Aliás, o instrumento particular de promessa de compra e venda é um contrato preparatório para o negócio jurídico principal. É de fato uma promessa! Um compromisso! Com validade jurídica!

 

Resumindo, mesmo o contrato particular pode ser documento suficiente para uma adjudicação compulsória (obrigar o vendedor futuramente a passar a escritura do imóvel para o comprador) e em outros casos até para a usucapião. E enfim, você comprador além de possuidor, poderá orgulhosamente bater no peito e dizer que é o feliz proprietário de um bem imóvel!

 

NOTA DA REDAÇÃO – Cícero Mouteira é advogado, professor universitário e de cursos preparatórios, Assessor Jurídico da PMMG e no passado, adquiriu seu primeiro imóvel através justamente de um contrato particular de compra e venda, que mais tarde foi o justo título para ação de usucapião.

 

Fonte: Barbacena Online

1 Comentário

  • Luciano
    Postado 24/10/2023 20:04 0Likes

    Um adendo: Escritura não transfere a propriedade.
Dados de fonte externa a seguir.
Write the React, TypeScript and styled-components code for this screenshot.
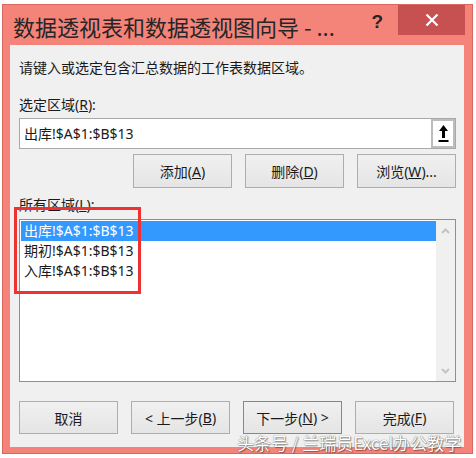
import React from "react";
import styled, { createGlobalStyle } from "styled-components";

const GlobalStyle = createGlobalStyle`
  html, body { margin: 0; padding: 0; background: #ffffff; }
  body { font-family: "Noto Sans", "Noto Sans CJK SC", sans-serif; color: #1a1a1a; }
  * { box-sizing: border-box; }
`;

const Window = styled.div`
  position: relative;
  margin: 4px 0 0 2px;
  width: 471px;
  height: 450px;
  background: #f4837a;
  border: 1px solid #d9685e;
  padding: 0 8px 6px 7px;
  display: flex;
  flex-direction: column;
`;

const TitleBar = styled.div`
  height: 40px;
  display: flex;
  align-items: flex-start;
  margin-right: -1px;
`;

const Title = styled.div`
  flex: 1;
  padding: 2px 0 0 3px;
  font-family: "Noto Sans CJK SC", sans-serif;
  font-size: 22px;
  line-height: 38px;
  color: #262626;
  white-space: nowrap;
`;

const Help = styled.div`
  margin: 5px 15px 0 0;
  font-family: "Liberation Sans", sans-serif;
  font-weight: bold;
  font-size: 19px;
  line-height: 24px;
  color: #262626;
`;

const Close = styled.div`
  width: 67px;
  height: 30px;
  background: #c75050;
  display: flex;
  align-items: center;
  justify-content: center;
`;

const Content = styled.div`
  flex: 1;
  background: #f0f0f0;
  padding: 0 8px 0 9px;
  display: flex;
  flex-direction: column;
  font-size: 14px;
`;

const Text = styled.div<{ $top: number }>`
  margin-top: ${(p) => p.$top}px;
  line-height: 20px;
  font-size: 14px;
  white-space: nowrap;
  color: #1a1a1a;
`;

const InputBox = styled.div`
  margin-top: 3px;
  height: 31px;
  border: 1px solid #a9a9a9;
  background: #fff;
  display: flex;
  align-items: center;
  padding-left: 4px;
`;

const InputText = styled.div`
  flex: 1;
  line-height: 20px;
  white-space: nowrap;
`;

const PickButton = styled.div`
  width: 24px;
  height: 29px;
  border: 2px solid #bdbdbd;
  background: #fff;
  display: flex;
  align-items: center;
  justify-content: center;
`;

const ButtonRow = styled.div<{ $top: number; $justify: string }>`
  margin-top: ${(p) => p.$top}px;
  display: flex;
  justify-content: ${(p) => p.$justify};
  gap: 13px;
`;

const Button = styled.div<{ $h: number; $default?: boolean }>`
  width: 99px;
  height: ${(p) => p.$h}px;
  border: 1px solid ${(p) => (p.$default ? "#3c9be9" : "#adadad")};
  background: linear-gradient(#f0f0f0, #e5e5e5);
  display: flex;
  align-items: center;
  justify-content: center;
  font-size: 14px;
  color: #1a1a1a;
  white-space: nowrap;
`;

const ListBox = styled.div`
  margin-top: 4px;
  height: 163px;
  border: 1px solid #8c8f96;
  background: #fff;
  display: flex;
`;

const Items = styled.div`
  flex: 1;
  padding: 1px 0 0 1px;
`;

const Item = styled.div<{ $selected?: boolean }>`
  height: 20px;
  line-height: 20px;
  padding-left: 3px;
  white-space: nowrap;
  background: ${(p) => (p.$selected ? "#3399ff" : "transparent")};
  color: ${(p) => (p.$selected ? "#ffffff" : "#1a1a1a")};
`;

const ScrollBar = styled.div`
  width: 19px;
  background: #f0f0f0;
  display: flex;
  flex-direction: column;
  justify-content: space-between;
  align-items: center;
  padding: 8px 0 7px;
`;

const RedBox = styled.div`
  position: absolute;
  left: 11px;
  top: 202px;
  width: 127px;
  height: 87px;
  border: 3px solid #ee3232;
`;

const Watermark = styled.div`
  position: absolute;
  left: 234px;
  top: 428px;
  font-family: "Noto Sans CJK SC", sans-serif;
  font-size: 17px;
  line-height: 20px;
  color: #ffffff;
  white-space: nowrap;
  text-shadow: 0 0 1px rgba(0, 0, 0, 0.7), 1px 1px 1px rgba(0, 0, 0, 0.35);
`;

const Chevron = ({ up }: { up?: boolean }) => (
  <svg width="9" height="6" viewBox="0 0 9 6">
    <polyline
      points={up ? "1,5 4.5,1.5 8,5" : "1,1 4.5,4.5 8,1"}
      fill="none"
      stroke="#c4c4c4"
      strokeWidth="2"
    />
  </svg>
);

export default function App() {
  return (
    <>
      <GlobalStyle />
      <Window>
        <TitleBar>
          <Title>数据透视表和数据透视图向导 - ...</Title>
          <Help>?</Help>
          <Close>
            <svg width="14" height="14" viewBox="0 0 14 14">
              <path d="M1.5 1.5 L12.5 12.5 M12.5 1.5 L1.5 12.5" stroke="#fff" strokeWidth="2.2" />
            </svg>
          </Close>
        </TitleBar>
        <Content>
          <Text $top={13}>请键入或选定包含汇总数据的工作表数据区域。</Text>
          <Text $top={17}>
            选定区域(<u>R</u>):
          </Text>
          <InputBox>
            <InputText>出库!$A$1:$B$13</InputText>
            <PickButton>
              <svg width="11" height="19" viewBox="0 0 11 19">
                <path d="M5.5 1 L10 7 L7 7 L7 14 L4 14 L4 7 L1 7 Z" fill="#000" />
                <rect x="0.5" y="16" width="10" height="2" fill="#000" />
              </svg>
            </PickButton>
          </InputBox>
          <ButtonRow $top={5} $justify="flex-end">
            <Button $h={34}>
              添加(<u>A</u>)
            </Button>
            <Button $h={34}>
              删除(<u>D</u>)
            </Button>
            <Button $h={34}>
              浏览(<u>W</u>)...
            </Button>
          </ButtonRow>
          <Text $top={7}>
            所有区域(<u>L</u>):
          </Text>
          <ListBox>
            <Items>
              <Item $selected>出库!$A$1:$B$13</Item>
              <Item>期初!$A$1:$B$13</Item>
              <Item>入库!$A$1:$B$13</Item>
            </Items>
            <ScrollBar>
              <Chevron up />
              <Chevron />
            </ScrollBar>
          </ListBox>
          <ButtonRow $top={19} $justify="flex-start">
            <Button $h={33}>取消</Button>
            <Button $h={33}>
              &lt; 上一步(<u>B</u>)
            </Button>
            <Button $h={33} $default>
              下一步(<u>N</u>) &gt;
            </Button>
            <Button $h={33}>
              完成(<u>F</u>)
            </Button>
          </ButtonRow>
        </Content>
        <RedBox />
        <Watermark>头条号 / 兰瑞员Excel办公教学</Watermark>
      </Window>
    </>
  );
}
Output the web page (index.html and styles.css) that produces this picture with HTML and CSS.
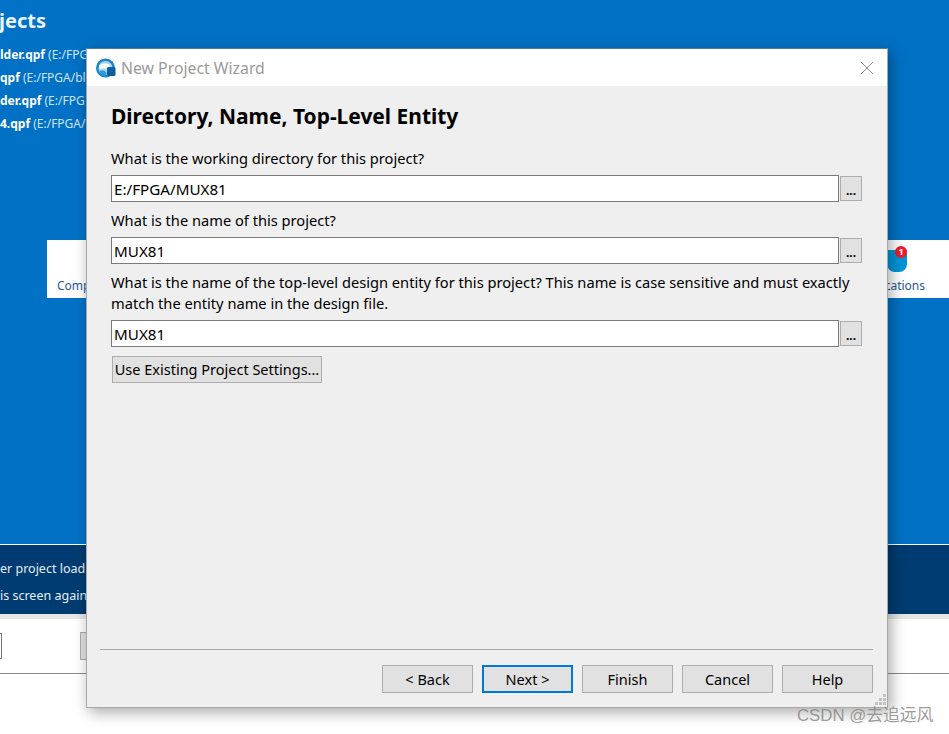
FILE: index.html
```html
<!DOCTYPE html>
<html lang="en">
<head>
<meta charset="utf-8">
<title>New Project Wizard</title>
<link rel="stylesheet" href="styles.css">
</head>
<body>
<div class="backdrop">
  <section class="hero">
    <h1 class="hero-title">jects</h1>
    <ul class="recent">
      <li class="recent-item"><b>lder.qpf</b> (E:/FPG</li>
      <li class="recent-item"><b>qpf</b> (E:/FPGA/bl</li>
      <li class="recent-item"><b>der.qpf</b> (E:/FPG</li>
      <li class="recent-item"><b>4.qpf</b> (E:/FPGA/</li>
    </ul>
    <div class="tiles">
      <span class="tile-left">Comp</span>
      <span class="tile-right">
        <span class="bell"><span class="badge">1</span></span>
        <span class="tile-label">cations</span>
      </span>
    </div>
  </section>
  <section class="notice">
    <p class="notice-line">er project load</p>
    <p class="notice-line">is screen again</p>
  </section>
  <section class="footer">
    <span class="footer-input"></span>
    <span class="footer-button"></span>
  </section>
</div>

<div class="wizard">
  <header class="titlebar">
    <svg class="app-icon" viewBox="0 0 20 20" width="20" height="20">
      <circle cx="9.500" cy="10" r="9.500" fill="#1c86c8"/>
      <circle cx="9.500" cy="10" r="7" fill="#a9d9f2"/>
      <path d="M3 8C6 5 10 5 14 7L13 11C9 10 6 9.500 4 11.500Z" fill="#fff"/>
      <path d="M3.500 13C6 11.500 8 12 10.500 14.500L10 17.500C7 17.500 4.500 15.500 3.500 13Z" fill="#2f9ad8"/>
      <rect x="11" y="9" width="8.500" height="9" rx="1.500" fill="#0f5f9e"/>
    </svg>
    <span class="window-title">New Project Wizard</span>
    <svg class="close-icon" viewBox="0 0 14 14" width="14" height="14">
      <path d="M1 1L13 13M13 1L1 13" stroke="#8c8c8c" stroke-width="1" fill="none"/>
    </svg>
  </header>
  <main class="content">
    <h2 class="page-title">Directory, Name, Top-Level Entity</h2>
    <label class="field-label first">What is the working directory for this project?</label>
    <div class="field-row">
      <span class="text-input">E:/FPGA/MUX81</span>
      <button class="browse" type="button">...</button>
    </div>
    <label class="field-label">What is the name of this project?</label>
    <div class="field-row">
      <span class="text-input">MUX81</span>
      <button class="browse" type="button">...</button>
    </div>
    <label class="field-label">What is the name of the top-level design entity for this project? This name is case sensitive and must exactly match the entity name in the design file.</label>
    <div class="field-row">
      <span class="text-input">MUX81</span>
      <button class="browse" type="button">...</button>
    </div>
    <button class="btn existing" type="button">Use Existing Project Settings...</button>
  </main>
  <footer class="actions">
    <div class="rule"></div>
    <div class="action-row">
      <button class="btn action" type="button">&lt; Back</button>
      <button class="btn action primary" type="button">Next &gt;</button>
      <button class="btn action" type="button">Finish</button>
      <button class="btn action" type="button">Cancel</button>
      <button class="btn action" type="button">Help</button>
    </div>
  </footer>
  <svg class="grip" viewBox="0 0 11 11" width="11" height="11">
    <g fill="#c2c2c2">
      <rect x="8" y="0" width="3" height="3"/>
      <rect x="4" y="4" width="3" height="3"/><rect x="8" y="4" width="3" height="3"/>
      <rect x="0" y="8" width="3" height="3"/><rect x="4" y="8" width="3" height="3"/><rect x="8" y="8" width="3" height="3"/>
    </g>
  </svg>
</div>

<div class="watermark">CSDN @去追远风</div>
</body>
</html>
```

FILE: styles.css
```css
* { box-sizing: border-box; }
html, body { margin: 0; padding: 0; }
body {
  width: 949px;
  height: 734px;
  overflow: hidden;
  position: relative;
  background: #fff;
  font-family: "Noto Sans", "Open Sans", "Liberation Sans", sans-serif;
}

/* Background window */
.backdrop { display: flex; flex-direction: column; height: 734px; }
.hero {
  height: 545px;
  background: #0071c5;
  border-bottom: 1px solid #fff;
  color: #fff;
  display: flex;
  flex-direction: column;
}
.hero-title {
  margin: 7px 0 0 -1px;
  font-size: 20px;
  line-height: 27px;
  font-weight: 700;
  color: #eaf4fb;
}
.recent { list-style: none; margin: 9px 0 0; padding: 0; }
.recent-item {
  height: 23px;
  line-height: 23px;
  font-size: 12px;
  color: #cfe4f4;
  white-space: nowrap;
}
.recent-item b { color: #fff; font-weight: 700; }
.tiles {
  margin: 105px 0 0 47px;
  height: 58px;
  background: #fff;
  position: relative;
  font-size: 12px;
  color: #1f5a96;
  display: flex;
  justify-content: space-between;
}
.tile-left { margin: 37px 0 0 10px; line-height: 18px; }
.tile-right {
  width: 110px;
  position: relative;
  display: flex;
  justify-content: flex-end;
}
.tile-label { margin: 37px 24px 0 0; line-height: 18px; }
.bell {
  position: absolute;
  left: 48px;
  top: 10px;
  width: 20px;
  height: 22px;
  background: #0095d9;
  border-radius: 0 0 8px 8px;
}
.badge {
  position: absolute;
  top: -4px;
  right: 0;
  width: 12px;
  height: 12px;
  border-radius: 50%;
  background: #ed1c2e;
  color: #fff;
  font-size: 9px;
  line-height: 12px;
  font-weight: 700;
  text-align: center;
}
.notice {
  height: 69px;
  background: #003c71;
  color: #e4eef6;
  font-size: 12.500px;
}
.notice-line { margin: 0; height: 27px; line-height: 26px; white-space: nowrap; }
.notice-line:first-child { margin-top: 11px; }
.footer {
  height: 60px;
  border-top: 5px solid #e6e6e6;
  border-bottom: 1px solid #8a8a8a;
  position: relative;
  display: flex;
  align-items: flex-start;
  padding-top: 14px;
}
.footer-input {
  width: 2px;
  height: 26px;
  border: 1px solid #777;
  border-left: 0;
  background: #fff;
}
.footer-button {
  margin: -1px 0 0 78px;
  width: 40px;
  height: 28px;
  background: #e1e1e1;
  border: 1px solid #adadad;
}

/* Wizard dialog floats over the background window */
.wizard {
  position: absolute;
  left: 86px;
  top: 48px;
  width: 802px;
  height: 660px;
  background: #efefef;
  border: 1px solid #a8a8a8;
  border-top-color: #4b7ea6;
  box-shadow: 3px 4px 14px rgba(0, 0, 0, 0.35);
  display: flex;
  flex-direction: column;
}
.titlebar {
  height: 37px;
  flex: none;
  background: #fff;
  display: flex;
  align-items: center;
  padding: 0 13px 0 9px;
  gap: 5px;
}
.app-icon { flex: none; }
.window-title { font-size: 15.800px; color: #9a9a9a; flex: 1; white-space: nowrap; }
.close-icon { flex: none; }

.content {
  flex: 1;
  padding: 0 24px;
  display: flex;
  flex-direction: column;
  align-items: flex-start;
  color: #000;
  font-size: 14.650px;
}
.page-title {
  margin: 15px 0 0;
  font-size: 20.960px;
  line-height: 30px;
  font-weight: 700;
}
.field-label { display: block; line-height: 21px; width: 752px; }
.field-label.first { margin-top: 17px; }
.field-row { display: flex; gap: 1px; width: 751px; align-items: flex-start; }
.field-row + .field-label { margin-top: 8px; }
.field-label + .field-row { margin-top: 6px; }
.text-input {
  flex: 1;
  height: 27px;
  line-height: 26px;
  background: #fff;
  border: 1px solid #7a7a7a;
  padding-left: 2px;
  font-size: 15.200px;
}
.browse {
  flex: none;
  width: 22px;
  height: 25px;
  margin-top: 1px;
  padding: 0;
  background: #e1e1e1;
  border: 1px solid #adadad;
  font: 700 12px/28px "Noto Sans", sans-serif;
  color: #000;
}
.btn {
  background: #e1e1e1;
  border: 1px solid #adadad;
  font: 14.500px "Noto Sans", "Open Sans", sans-serif;
  color: #000;
  padding: 0;
}
.existing { margin: 9px 0 0 1px; width: 210px; height: 27px; padding-bottom: 2px; }

.actions { flex: none; padding: 0 14px 0 13px; height: 58px; }
.rule { height: 1px; background: #a9a9a9; }
.action-row {
  display: flex;
  justify-content: flex-end;
  gap: 9px;
  margin-top: 15px;
}
.action { width: 91px; height: 28px; }
.primary { border: 2px solid #0078d7; }
.grip { position: absolute; right: 1px; bottom: 2px; }

.watermark {
  position: absolute;
  left: 797px;
  top: 705px;
  font-size: 16.800px;
  line-height: 22px;
  color: rgba(130, 130, 130, 0.8);
  font-family: "Liberation Sans", "Noto Sans CJK SC", sans-serif;
  white-space: nowrap;
}
```
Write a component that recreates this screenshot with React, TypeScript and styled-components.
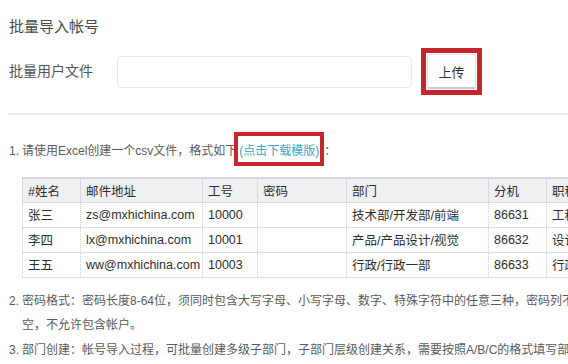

Vide CC: Art. 1.245. Transfere-se entre vivos a propriedade mediante o registro do título translativo no Registro de Imóveis.

    § 1º Enquanto não se registrar o título translativo, o alienante continua a ser havido como dono do imóvel.

    § 2º Enquanto não se promover, por meio de ação própria, a decretação de invalidade do registro, e o respectivo cancelamento, o adquirente continua a ser havido como dono do imóvel.